Do we live in cities or in nature?

We say we “go out into nature” as if it were something outside of us, something we can visit when we have time. But the truth is that we have never left nature. We have only created bubbles of non-nature and called them cities.

We build houses, streets, and concrete structures, and then we consider them normal. Nature becomes something “other” – something we travel to on weekends, something we try to protect as if it were outside of ourselves. But in reality, our human constructions are in the middle of nature’s ecosystems, not the other way around.

When we are born, we say we “come into the world.” But really, we come from the world, we are born out of it. We are not separate from nature – we are part of it.

What happens when we change our perspective?

If we start to see ourselves as nature and our societies as embedded in ecosystems, rather than isolated from them, our way of thinking changes. It then becomes clear that every road we pave, every building we erect, and every innovation we create should interact with nature—not replace it.

Here are some key insights that follow from this approach:

1. Innovation should mimic ecosystems

Ecosystems function through collaboration, circular flows, and balance. Our innovations can learn from this. Biomimicry—imitating nature’s solutions—has already given us self-cleaning surfaces inspired by lotus leaves and energy-efficient buildings designed like termite mounds.

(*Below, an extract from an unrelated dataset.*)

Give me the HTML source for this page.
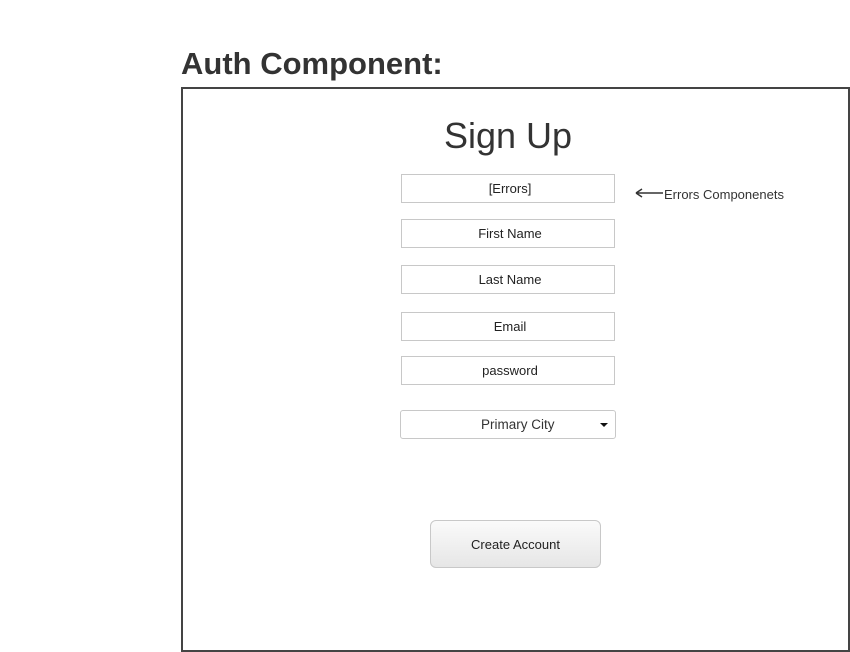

But we can go further. What if our cities functioned like forests, where energy, water, and resources circulate instead of being consumed? What if we built houses that gave more than they took?

2. We need to create ecology, not just preserve it

We have long thought that environmental protection is about preserving what is left. But what if we focused instead on restoring and rebuilding ecosystems?

Look at regenerative agriculture, where the land is not only cultivated but also improved, or projects that restore coral reefs and wetlands instead of just protecting what remains.

Nature is not static – it is constantly creating and changing. We need to be part of that creation, not just spectators.

3. Small actions are big in the right context

A single drop of water changes nothing. But when enough drops fall, a river is created.

We often think that small actions, like planting a tree or choosing more sustainable products, are insignificant in the grand scheme of things. But when we see ourselves and all of humanity as part of the ecosystem, it becomes clear that all small actions together create big effects.

It’s like a smile. A single smile can feel insignificant. But when more people start smiling, when it spreads throughout a room, the entire atmosphere changes. Small things are never small when they happen in a context.

We are not visitors to nature – we are nature

When we stop thinking of nature as something we go out into and instead realize that we are always in it, everything changes.

Then innovations that do not take into account ecosystems become as absurd as building a house without caring that it needs oxygen, light and water. Then the climate issue becomes not a separate “environmental issue” but an existential question about how we ourselves want to live.

And then we realize that we never really “come into the world”. We are the world.